“La sentenza è un oltraggio alla Giustizia, al buon senso e alla logica. Del resto il processo è partito dalla fine, dal ricovero in ospedale. Tutto il contrario della realtà, come se Stefano Cucchi non avesse subito il pestaggio che si vede dalle foto. Coperto dal peggior nulla che ci sia: quello di chi non vuol vedere e sentire”. Così Patrizia Moretti, mamma di Federico Aldrovandi, il diciottenne deceduto nel 2005 a Ferrara durante un controllo di polizia, ha commentato su Facebook la sentenza per la morte di Stefano Cucchi, secondo cui il giovane non fu “pestato” nelle celle di sicurezza del Tribunale di Roma, ma morì il 22 ottobre 2009, dopo una settimana di custodia cautelare in ospedale a causa di un errore dei medici.

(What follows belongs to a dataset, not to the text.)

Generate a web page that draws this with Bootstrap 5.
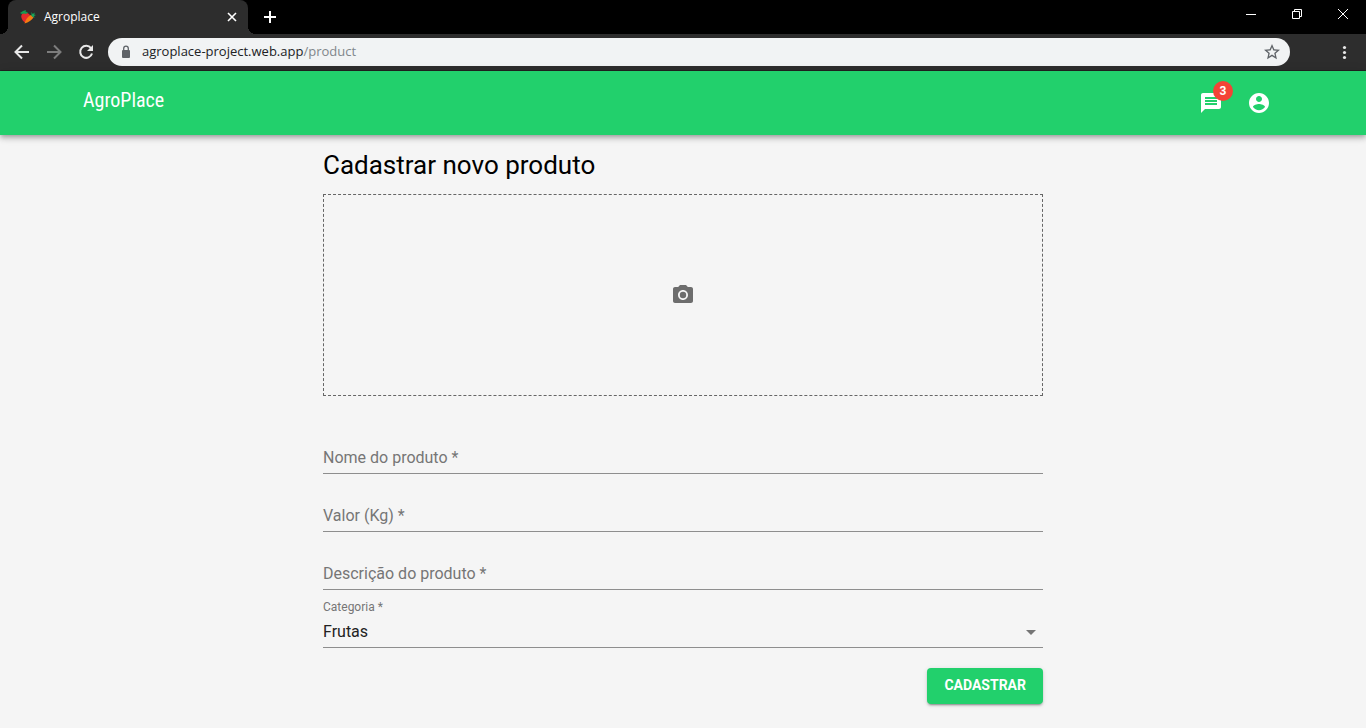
<!DOCTYPE html>
<html lang="pt-BR">
<head>
<meta charset="utf-8">
<meta name="viewport" content="width=device-width, initial-scale=1">
<title>Agroplace</title>
<link href="https://cdn.jsdelivr.net/npm/bootstrap@5.3.0/dist/css/bootstrap.min.css" rel="stylesheet">
<style>
  :root { --agro: #22d06c; --chrome: #2d2d2d; --ink-soft: #767676; }
  body { background: #f5f5f5; color: #000; font-family: Roboto, sans-serif; font-size: 16px; }
  svg { display: block; flex: none; }
  button { border: 0; background: none; padding: 0; color: inherit; }

  /* browser window */
  .browser { font-family: "Open Sans", sans-serif; color: #fff; }
  .tab-strip { background: #000; height: 34px; padding-left: 8px; }
  .browser-tab { position: relative; width: 240px; height: 34px; padding: 0 10px 0 12px; background: var(--chrome); border-radius: 8px 8px 0 0; font-size: 12px; }
  .browser-tab::before, .browser-tab::after { content: ""; position: absolute; bottom: 0; width: 8px; height: 8px; }
  .browser-tab::before { left: -8px; background: radial-gradient(circle at 0 0, #000 8px, var(--chrome) 8px); }
  .browser-tab::after { right: -8px; background: radial-gradient(circle at 100% 0, #000 8px, var(--chrome) 8px); }
  .new-tab { width: 28px; margin-left: 8px; }
  .window-btn { width: 46px; height: 28px; }
  .toolbar { background: var(--chrome); height: 37px; padding: 0 12px; border-bottom: 1px solid #222; }
  .nav-btn { width: 20px; margin-right: 12px; }
  .omnibox { height: 28px; padding: 0 10px; border-radius: 14px; background: #f1f3f4; color: #202124; font-size: 13px; margin-right: 44px; }
  .url-path { color: #80868b; }

  /* application */
  .app-bar { height: 64px; background: var(--agro); box-shadow: 0 2px 4px -1px rgba(0,0,0,.2), 0 4px 5px rgba(0,0,0,.14), 0 1px 10px rgba(0,0,0,.12); }
  .app-bar .inner { max-width: 1200px; }
  .logo { font-family: "Liberation Sans Narrow", "Roboto Condensed", sans-serif; font-size: 20px; line-height: 32px; padding-bottom: 6px; color: #fff; }
  .round-btn { width: 48px; height: 48px; color: #fff; }
  .count { position: absolute; top: 2px; right: 2px; width: 20px; height: 20px; border-radius: 50%; background: #f44336; font-size: 12px; line-height: 20px; font-weight: 700; }
  .page { max-width: 720px; padding: 14px 0; }
  .page h1 { font-size: 26px; line-height: 32px; font-weight: 400; margin-bottom: 13px; }
  .photo { height: 202px; border: 1px dashed #666; color: #6d6d6d; margin-bottom: 30px; }
  .fields { gap: 10px; }
  .field { position: relative; padding-top: 16px; }
  .field label { position: absolute; left: 0; top: 20px; line-height: 24px; color: var(--ink-soft); pointer-events: none; }
  .field label.raised, .field:focus-within label, .field:has(input:valid) label { top: -1px; font-size: 12px; line-height: 16px; }
  .field .line { display: block; width: 100%; height: 32px; padding: 0; border: 0; border-bottom: 1px solid #8e8e8e; border-radius: 0; background: transparent; color: #222; box-shadow: none; outline: 0; appearance: none; }
  .field .arrow { position: absolute; right: 0; bottom: 4px; color: #757575; pointer-events: none; }
  .submit { height: 36px; padding: 0 17px 2px; margin-top: 20px; border: 0; border-radius: 4px; background: var(--agro); color: #fff; font-size: 14px; font-weight: 700; box-shadow: 0 3px 1px -2px rgba(0,0,0,.2), 0 2px 2px rgba(0,0,0,.14), 0 1px 5px rgba(0,0,0,.12); }
</style>
</head>
<body>
<div class="browser">
  <div class="tab-strip d-flex">
    <div class="browser-tab d-flex align-items-center">
      <svg width="16" height="16" viewBox="0 0 16 16" aria-hidden="true">
        <path d="M2 5C4 3 7 3.500 9 5c2 2 1 5-1 7l-3 1.500C2.500 12 0 8 2 5z" fill="#e52b2b"/>
        <path d="M0 4l3-2 3-1-.5 1.500L8 3.500 6 5 4 4.500 2 5z" fill="#159a53"/>
        <path d="M11 6l2.500 2.500C12 11 8.500 13.500 4.500 14.500 5.500 11 8 7 11 6z" fill="#f57c12"/>
        <path d="M11.500 7l0-4 1.200 2L15 3.500 14 5.500l2 .5-2 1 .500 2z" fill="#18a558"/>
      </svg>
      <span class="ms-2 flex-grow-1">Agroplace</span>
      <button type="button" aria-label="Fechar guia"><svg width="12" height="12" viewBox="0 0 12 12" stroke="#fff" stroke-width="1.6"><path d="M2 2l8 8M10 2l-8 8"/></svg></button>
    </div>
    <button type="button" class="new-tab d-flex align-items-center justify-content-center" aria-label="Nova guia"><svg width="14" height="14" viewBox="0 0 14 14" stroke="#fff" stroke-width="2"><path d="M7 1v12M1 7h12"/></svg></button>
    <div class="d-flex ms-auto">
      <button type="button" class="window-btn d-flex align-items-center justify-content-center" aria-label="Minimizar"><svg width="10" height="10" viewBox="0 0 10 10" stroke="#fff"><path d="M0 5.500h10"/></svg></button>
      <button type="button" class="window-btn d-flex align-items-center justify-content-center" aria-label="Restaurar"><svg width="10" height="10" viewBox="0 0 10 10" fill="none" stroke="#fff"><path d="M.5 2.500h7v7h-7zM2.500 2.500v-2h7v7h-2"/></svg></button>
      <button type="button" class="window-btn d-flex align-items-center justify-content-center" aria-label="Fechar"><svg width="10" height="10" viewBox="0 0 10 10" stroke="#fff"><path d="M0 0l10 10M10 0L0 10"/></svg></button>
    </div>
  </div>
  <div class="toolbar d-flex align-items-center">
    <button type="button" class="nav-btn" aria-label="Voltar"><svg width="20" height="20" viewBox="0 0 20 20" fill="none" stroke="#e8e8e8" stroke-width="2"><path d="M17 10H4M10 3.500L3.500 10l6.500 6.500"/></svg></button>
    <button type="button" class="nav-btn" aria-label="Avançar"><svg width="20" height="20" viewBox="0 0 20 20" fill="none" stroke="#7d7d7d" stroke-width="2"><path d="M3 10h13M10 3.500l6.500 6.500-6.500 6.500"/></svg></button>
    <button type="button" class="nav-btn" aria-label="Recarregar"><svg width="20" height="20" viewBox="0 0 20 20" fill="none" stroke="#e8e8e8" stroke-width="2"><path d="M15 6.200A6 6 0 1 0 16 11.500"/><path d="M17 3v6h-6z" fill="#e8e8e8" stroke="none"/></svg></button>
    <div class="omnibox d-flex align-items-center flex-grow-1">
      <svg class="me-2" width="16" height="16" viewBox="0 0 16 16"><rect x="4" y="6" width="8" height="8" rx="1" fill="#5f6368"/><path d="M5.700 6.500V4.500a2.300 2.300 0 0 1 4.600 0v2" fill="none" stroke="#5f6368" stroke-width="1.300"/></svg>
      <div class="flex-grow-1" role="textbox" aria-label="Endereço">agroplace-project.web.app<span class="url-path">/product</span></div>
      <button type="button" aria-label="Favoritar"><svg width="16" height="16" viewBox="0 0 24 24" fill="#5f6368"><path d="M24 8.700l-8.600-.8L12 0 8.600 7.900 0 8.700l6.500 5.600L4.600 22.700 12 18.200l7.400 4.500-1.900-8.400zM12 15.900l-4.500 2.700 1.200-5.100-4-3.500 5.300-.4L12 4.700l2 4.900 5.300.4-4 3.500 1.200 5.100z"/></svg></button>
    </div>
    <button type="button" aria-label="Menu"><svg width="20" height="20" viewBox="0 0 20 20" fill="#e8e8e8"><circle cx="10.500" cy="5.500" r="1.600"/><circle cx="10.500" cy="10.500" r="1.600"/><circle cx="10.500" cy="15.500" r="1.600"/></svg></button>
  </div>
</div>

<header class="app-bar position-relative">
  <div class="inner h-100 mx-auto d-flex align-items-center justify-content-between">
    <a href="#" class="logo text-decoration-none">AgroPlace</a>
    <div class="d-flex">
      <button type="button" class="round-btn position-relative d-flex align-items-center justify-content-center" aria-label="Mensagens">
        <svg width="24" height="24" viewBox="0 0 24 24" fill="currentColor"><path d="M20 2H4c-1.100 0-1.990.9-1.990 2L2 22l4-4h14c1.100 0 2-.9 2-2V4c0-1.100-.9-2-2-2zM6 9h12v2H6V9zm12 5H6v-2h12v2zm0-6H6V6h12v2z"/></svg>
        <span class="count">3</span>
      </button>
      <button type="button" class="round-btn d-flex align-items-center justify-content-center" aria-label="Conta">
        <svg width="24" height="24" viewBox="0 0 24 24" fill="currentColor"><path d="M12 2C6.480 2 2 6.480 2 12s4.480 10 10 10 10-4.480 10-10S17.520 2 12 2zm0 3c1.660 0 3 1.340 3 3s-1.340 3-3 3-3-1.340-3-3 1.340-3 3-3zm0 14.200c-2.500 0-4.710-1.280-6-3.220.03-1.990 4-3.080 6-3.080 1.990 0 5.970 1.090 6 3.080-1.290 1.940-3.500 3.220-6 3.220z"/></svg>
      </button>
    </div>
  </div>
</header>

<main class="page mx-auto">
  <h1>Cadastrar novo produto</h1>
  <form>
    <button type="button" class="photo w-100 d-flex align-items-center justify-content-center" aria-label="Adicionar foto">
      <svg width="24" height="24" viewBox="0 0 24 24" fill="currentColor"><circle cx="12" cy="12" r="3.200"/><path d="M9 2L7.170 4H4c-1.100 0-2 .9-2 2v12c0 1.100.9 2 2 2h16c1.100 0 2-.9 2-2V6c0-1.100-.9-2-2-2h-3.170L15 2H9zm3 15c-2.760 0-5-2.240-5-5s2.240-5 5-5 5 2.240 5 5-2.240 5-5 5z"/></svg>
    </button>
    <div class="fields d-flex flex-column">
      <div class="field"><input class="line" id="nome" type="text" required><label for="nome">Nome do produto *</label></div>
      <div class="field"><input class="line" id="valor" type="text" required><label for="valor">Valor (Kg) *</label></div>
      <div class="field"><input class="line" id="descricao" type="text" required><label for="descricao">Descrição do produto *</label></div>
      <div class="field">
        <select class="line" id="categoria" required><option>Frutas</option></select>
        <label class="raised" for="categoria">Categoria *</label>
        <svg class="arrow" width="24" height="24" viewBox="0 0 24 24" fill="currentColor"><path d="M7 10l5 5 5-5z"/></svg>
      </div>
    </div>
    <div class="d-flex justify-content-end">
      <button type="submit" class="btn submit text-uppercase">Cadastrar</button>
    </div>
  </form>
</main>
<script src="https://cdn.jsdelivr.net/npm/bootstrap@5.3.0/dist/js/bootstrap.bundle.min.js"></script>
</body>
</html>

“C’é qualcuno? Ci sentite?? Le amiche dei Cucchi e mie – prosegue Patrizia Moretti – circondate da guardie armate e sorvegliate a vista…. Temo che ci siano da parte dei potenti alcuni problemi nel discernere i delinquenti. Ve lo dico io: gli assassini sono quelli che ammazzano di botte la gente. Se non lo capite cambiate mestiere. Ci fate paura e non vi vogliamo nella nostra Italia onesta”.

Scrive quello che non ha avuto la forza di dire in tribunale Patrizia Moretti, gelata da “una sentenza vergognosa” insieme a Lucia Uva, sorella di Giuseppe, morto nel giugno del 2008 all’ospedale di Varese dopo essere stato fermato dai carabinieri, Domenica Ferrulli, figlia di Michele, morto a 51 anni il 30 giugno 2011 a Milano per arresto cardiaco mentre quattro agenti lo stavano arrestando, tutte strette alla famiglia Cucchi e alla sorella di Stefano Ilaria, diventata in questi anni l’icona della lotta.

Una battaglia che continuerà nelle aule dei tribunali: “Noi non ci arrendiamo, mio fratello Stefano è stato ucciso per una seconda volta”, dice Ilaria, dopo la crisi di pianto che ha accompagnato la lettura della sentenza. Una “giustizia ingiusta”- ha continuato la sorella – che ha condannato per omicidio colposo sei medici e assolto e assolto i tre infermieri” per non aver commesso il fatto” e tre agenti penitenziari ”per prove insufficienti”. “Stefano è entrato sano ed è uscito morto ammazzato”, ha aggiunto la madre. “Noi andremo avanti perché i colpevoli sono là dentro e devono uscire per forza. Fino a poco fa avevo fiducia nella giustizia, adesso non ce l’ho più”.

Sentenza accolta da grida e insulti ai magistrati chiamati “Assassini” dagli spalti della Corte d’Assise di Roma che però “ci rende per la gran parte soddisfatti” afferma Leo Beneduci, segretario generale dell’Osapp (Organizzazione Sindacale Autonoma Polizia Penitenziaria). “Come sindacato della Polizia Penitenziaria abbiamo sempre sostenuto che nella morte di Stefano Cucchi gli appartenenti al Corpo non hanno alcuna responsabilità e che la giustizia vera si debba affermare nella aule del Tribunale e non altrove, meno che mai nelle piazze”. “Non ci rende per niente soddisfatti, invece, viste anche le grida e le invettive in aula – prosegue Beneduci- il fatto che gli anni di sereno confronto e di dibattito democratico sul ‘caso’ Cucchi, a cui anche noi abbiamo partecipato, non siano serviti a far comprendere che, nella gravissima emergenza del carcere in Italia e nel degrado penitenziario che l’inerzia politica mantiene tale, la Polizia Penitenziaria costituisca l’unica reale risorsa al servizio dei cittadini”.